No Brasil, o racismo não se manifesta apenas em atitudes individuais ou ofensas explícitas. Ele é, sobretudo, uma engrenagem social silenciosa, operando de forma institucionalizada e muitas vezes legitimada pelas próprias estruturas de poder. Essa forma de racismo, conhecida como racismo estrutural, é o principal foco da análise de Silvio Almeida no capítulo “Raça e Racismo” de sua obra Racismo Estrutural. Ao associar essa reflexão ao conceito de autoridade formulado por Max Weber, percebe-se que o racismo no Brasil é sustentado não só pela violência simbólica e econômica, mas também por uma forma de dominação legítima que naturaliza privilégios raciais e torna invisível a exclusão. Assim, é necessário compreender como a autoridade social e política, em suas diversas formas, contribui para a reprodução da desigualdade racial no país.
Max Weber define autoridade como a probabilidade de que uma ordem seja obedecida, não apenas pela força, mas pela crença na legitimidade dessa ordem. Ele distingue três formas puras de autoridade: a tradicional, baseada nos costumes herdados; a carismática, fundada na devoção a líderes pessoais; e a legal-racional, que se apoia em regras e instituições impessoais. Todas, porém, compartilham uma característica essencial: são aceitas socialmente. É justamente essa aceitação que transforma estruturas de poder em dominação legítima.
No caso do Brasil, a manutenção da desigualdade racial encontra respaldo em instituições legais, normas sociais e práticas culturais que são vistas como naturais ou inevitáveis. As relações raciais se encaixam, portanto, em formas de autoridade que parecem neutras, mas reproduzem e reforçam a desigualdade histórica.

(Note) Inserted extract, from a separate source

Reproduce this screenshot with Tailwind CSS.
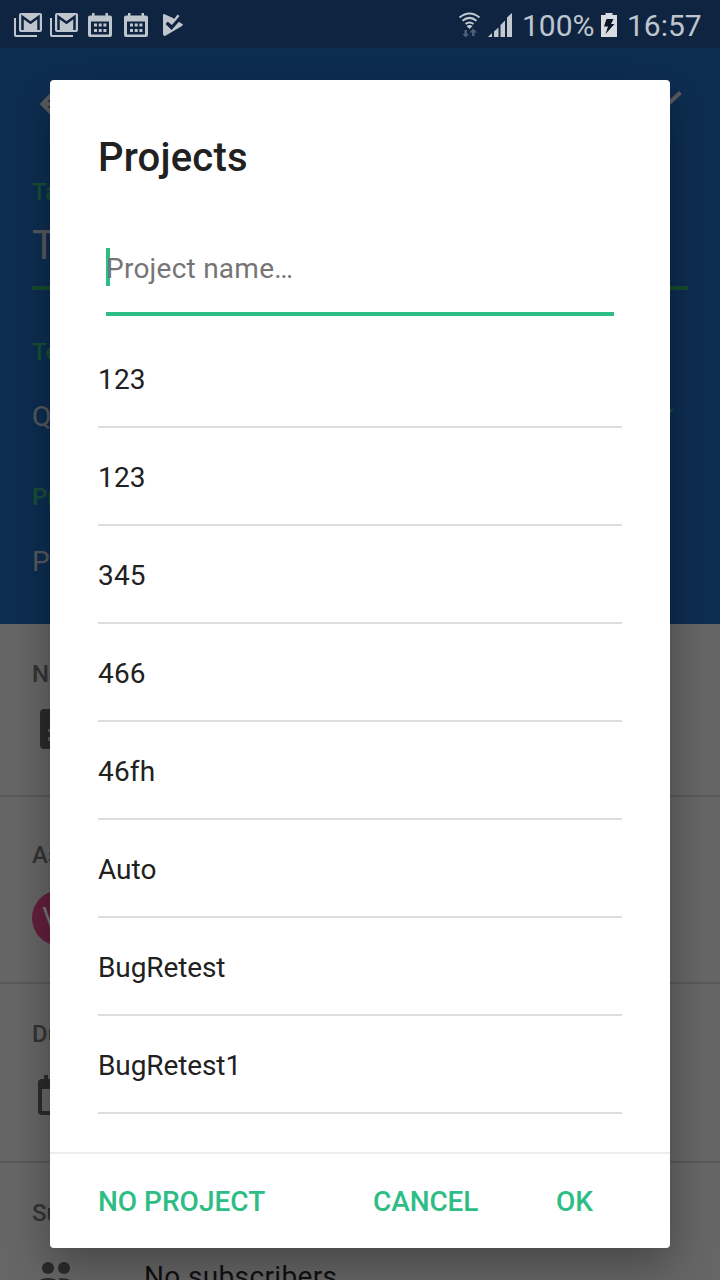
<!DOCTYPE html>
<html lang="en">
<head>
<meta charset="utf-8">
<title>Projects</title>
<script src="https://cdn.jsdelivr.net/npm/@tailwindcss/browser@4"></script>
</head>
<body class="font-[Roboto,sans-serif]">
<div class="relative flex h-[1280px] w-[720px] flex-col overflow-hidden bg-[#666]">
  <!-- status bar -->
  <div class="flex h-12 shrink-0 items-center bg-[#0f2440] text-[30px] leading-[48px] text-[#bfc5cf]">
    <svg class="h-12 w-[200px] shrink-0" viewBox="0 0 200 48" fill="#bfc5cd">
      <g id="mail"><path d="M14 18h2v17h21v2H16q-2 0-2-2z"/><rect x="19" y="13" width="23" height="19" rx="2"/><path d="M22.500 30V17L30.500 22.700 38.500 17V30" fill="none" stroke="#0f2440" stroke-width="2.500"/></g>
      <use href="#mail" x="36"/>
      <g id="cal"><path fill-rule="evenodd" d="M92 13h2.500v2.500h11V13h2.500v2.500h2q2 0 2 2V35q0 2-2 2H90q-2 0-2-2V17.500q0-2 2-2h2zM91 21.500V34.500h18V21.500z"/><path d="M94 23.500h3v3h-3zm4.700 0h3v3h-3zm4.700 0h3v3h-3zM94 29h3v3h-3zm4.700 0h3v3h-3zm4.700 0h3v3h-3z"/></g>
      <use href="#cal" x="36"/>
      <path d="M164 14 173 18 183 24.500 182 26 165 36Q163 36 163 34V15Q163 14 164 14z"/>
      <path d="M167 22.500 171.500 27 181 16.500" fill="none" stroke="#0f2440" stroke-width="4"/>
      <path d="M169.500 19.500 172 22 177.500 14.500 179.500 16 172 25 167.500 21.500z"/>
    </svg>
    <svg class="ml-[252px] h-12 w-[70px] shrink-0" viewBox="452 0 70 48">
      <g fill="none" stroke="#c3c9d1" stroke-width="2"><path d="M459.500 17.500Q469.500 9.500 479.500 17.500"/><path d="M462.500 20.700Q469.500 15 476.500 20.700"/><path d="M465.500 24Q469.500 21 473.500 24"/></g>
      <path fill="#c3c9d1" d="M466.500 26q3-2 6 0l-3 3z"/>
      <path fill="#4e5f76" d="M464.500 30h2.500v4h2l-3.300 3.500L462.500 34h2zM472 37v-4.500h-2.500L473.200 28.500 477 32.500h-2.500V36h-2.500z"/>
      <path fill="#c3c9d1" d="M488 37l4-4v4zm6-5.500 4.500-4V37H494zm6.500-6.500 4.500-4.500V37h-4.500zm6.500-7.500 5-4.500v24h-5z"/>
    </svg>
    <span class="w-[77px] shrink-0 pt-[3px]">100%</span>
    <svg class="h-12 w-[28px] shrink-0" viewBox="599 0 28 48"><path fill="#d9dce1" d="M605.500 13h7v2h4.500v22h-16V15h4.500z"/><path fill="#0c1526" d="M606.500 19h7l-2.500 5h3.500l-9 10 2.500-7.500h-4z"/></svg>
    <span class="pt-[3px]">16:57</span>
  </div>
  <!-- task header -->
  <div class="flex h-[576px] shrink-0 flex-col bg-[#0d2d51] px-8 text-[#575a5d]">
    <div class="flex h-[112px] items-center justify-between pr-1.5 pl-2">
      <svg class="h-8 w-8" viewBox="0 0 32 32" fill="none" stroke="#5c5c5c" stroke-width="4"><path d="M16 2 2.500 16 16 30M3 16h29"/></svg>
      <svg class="h-8 w-10" viewBox="0 0 40 32" fill="none" stroke="#5c5c5c" stroke-width="4"><path d="M3 18l10 10L38.500 4.500"/></svg>
    </div>
    <div class="mt-4 h-8 text-2xl font-medium text-[#175036]">Task</div>
    <div class="flex h-[82px] items-center border-b-4 border-[#144c30] pb-[3px] text-[40px]">Title</div>
    <div class="mt-[46px] h-8 text-2xl font-medium text-[#175036]">Team</div>
    <div class="mt-4 flex h-16 items-center justify-between pt-0.5 pr-3.5 text-[28px]">QA<svg class="-mt-2 h-2 w-4" viewBox="0 0 16 8" fill="#175036"><path d="M0 0h16L8 8z"/></svg></div>
    <div class="mt-[33px] h-8 text-2xl font-medium text-[#175036]">Project</div>
    <div class="mt-4 flex h-16 items-center pt-0.5 text-[28px]">Project</div>
  </div>
  <!-- task details -->
  <div class="h-[173px] shrink-0 border-b-2 border-[#595959] px-8 pt-[34px] text-[#333]">
    <div class="h-8 text-2xl font-medium">Notes</div>
    <svg class="mt-[19px] ml-2 h-10 w-8" viewBox="0 0 32 40"><rect width="32" height="40" rx="4" fill="#2b2b2b"/><path fill="#5c5c5c" d="M8 20h16v3H8zm0 8h16v4H8z"/></svg>
  </div>
  <div class="h-[187px] shrink-0 border-b-2 border-[#595959] px-8 pt-[42px] text-[#333]">
    <div class="h-8 text-2xl font-medium">Assignee</div>
    <div class="mt-[19px] flex size-14 items-center justify-center rounded-full bg-[#631f3c] text-[28px] text-[#777]"><span>VV</span></div>
  </div>
  <div class="h-[179px] shrink-0 border-b-2 border-[#595959] px-8 pt-[34px] text-[#333]">
    <div class="h-8 text-2xl font-medium">Due</div>
    <svg class="mt-[25px] ml-1.5 h-10 w-9" viewBox="0 0 36 40"><path fill="#2b2b2b" fill-rule="evenodd" d="M6 0h4v4h16V0h4v4h2q4 0 4 4v28q0 4-4 4H4q-4 0-4-4V8q0-4 4-4h2zM4 14v22h28V14z"/></svg>
  </div>
  <div class="h-[117px] shrink-0 px-8 pt-[34px] text-[#333]">
    <div class="h-8 text-2xl font-medium">Subscribers</div>
    <div class="mt-[23px] flex h-12 items-center gap-[68px] pl-1 text-[28px] text-[#101010]">
      <svg class="h-12 w-10 shrink-0" viewBox="36 1252 40 48" fill="#2b2b2b"><circle cx="48" cy="1268" r="6"/><circle cx="64" cy="1268" r="6"/><path d="M36 1288q0-10 12-10t12 10zM58 1278.500q16-2 16 9.500H62q0-7-4-9.500z"/></svg>
      <span class="pt-0.5 tracking-[0.35px]">No subscribers</span>
    </div>
  </div>

  <!-- project dialog -->
  <div class="absolute top-20 left-[50px] flex h-[1168px] w-[620px] flex-col rounded bg-white text-[28px] text-[#212121] shadow-[0_16px_44px_rgba(0,0,0,0.32)]">
    <div class="mt-[53px] pl-12 text-[40px] leading-[50px] font-medium tracking-[0.2px]">Projects</div>
    <div class="mx-14 mt-[65px] h-[68px] border-b-4 border-[#2dbd85] text-[#757575]">
      <div class="h-[38px] border-l-4 border-[#2dbd85] leading-[42px]"><span class="-ml-1 tracking-[0.25px]">Project name…</span></div>
    </div>
    <div class="mx-12 mt-[14px] flex-1 leading-[100px]">
      <div class="h-[98px] border-b-2 border-[#dedede] tracking-[0.2px]">123</div>
      <div class="h-[98px] border-b-2 border-[#dedede] tracking-[0.2px]">123</div>
      <div class="h-[98px] border-b-2 border-[#dedede] tracking-[0.2px]">345</div>
      <div class="h-[98px] border-b-2 border-[#dedede] tracking-[0.2px]">466</div>
      <div class="h-[98px] border-b-2 border-[#dedede] tracking-[0.2px]">46fh</div>
      <div class="h-[98px] border-b-2 border-[#dedede]">Auto</div>
      <div class="h-[98px] border-b-2 border-[#dedede] tracking-[-0.1px]">BugRetest</div>
      <div class="h-[98px] border-b-2 border-[#dedede] tracking-[-0.1px]">BugRetest1</div>
    </div>
    <div class="flex h-24 items-center border-t-2 border-[#ededed] pt-0.5 pl-12 font-medium text-[#2dbd85]">
      <span class="w-[275px]">NO PROJECT</span><span class="w-[183px] tracking-[-0.1px]">CANCEL</span><span>OK</span>
    </div>
  </div>
</div>
</body>
</html>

Silvio Almeida afirma que o racismo no Brasil é estrutural porque está incorporado às bases do Estado, do mercado, da educação, da segurança pública e da cultura. Ele critica a visão que trata o racismo como um fenômeno apenas moral ou individual, defendendo que ele opera como um sistema de organização social que determina quem pode ocupar espaços de poder, quem tem direito à mobilidade social e quem será sistematicamente excluído.
Nesse sentido, o racismo funciona como uma forma de autoridade tradicional e legal-racional. A tradição racista herdada da escravidão legitima práticas excludentes, enquanto o aparato legal — muitas vezes aparentemente neutro — funciona de modo seletivo, aplicando punições e oferecendo oportunidades com base em marcadores raciais. O sistema educacional, o mercado de trabalho e o sistema de justiça são exemplos de esferas em que a autoridade institucional é utilizada para reproduzir desigualdades raciais sob a aparência de normalidade ou legalidade.
A autoridade no Brasil é profundamente racializada. Lideranças políticas, cargos de alto escalão no funcionalismo público, tribunais e universidades continuam a ser ocupados majoritariamente por pessoas brancas. A obediência a essa configuração é internalizada como natural ou como fruto do mérito — um argumento que oculta os filtros raciais presentes na seleção e ascensão profissional. Isso revela um dos aspectos mais perversos do racismo estrutural: ele se apresenta como racional, justo e legítimo, mesmo quando exclui sistematicamente a população negra.
Além disso, a criminalização da população negra, especialmente nas periferias, é outro exemplo dessa autoridade racializada: as forças policiais operam com respaldo legal, mas suas ações demonstram uma seletividade racial que confere às vidas negras um valor social inferior. O uso da força, portanto, é autorizado e legitimado socialmente quando dirigido a determinados corpos — o que reforça a ideia de que o racismo não é apenas estrutural, mas autorizado por uma crença coletiva profundamente enraizada.
Ao relacionar o conceito de autoridade de Max Weber com a análise do racismo estrutural feita por Silvio Almeida, compreendemos que o racismo no Brasil não é apenas um resquício do passado escravocrata, mas uma lógica ainda presente e legitimada socialmente. A estrutura de dominação racial funciona como um tipo de autoridade que se perpetua por meio da tradição, da burocracia e de um discurso racional que esconde privilégios e desigualdades. Questionar essa autoridade é, portanto, um passo fundamental para desnaturalizar o racismo e construir um país verdadeiramente democrático, onde a legitimidade do poder esteja comprometida com a justiça e a igualdade racial.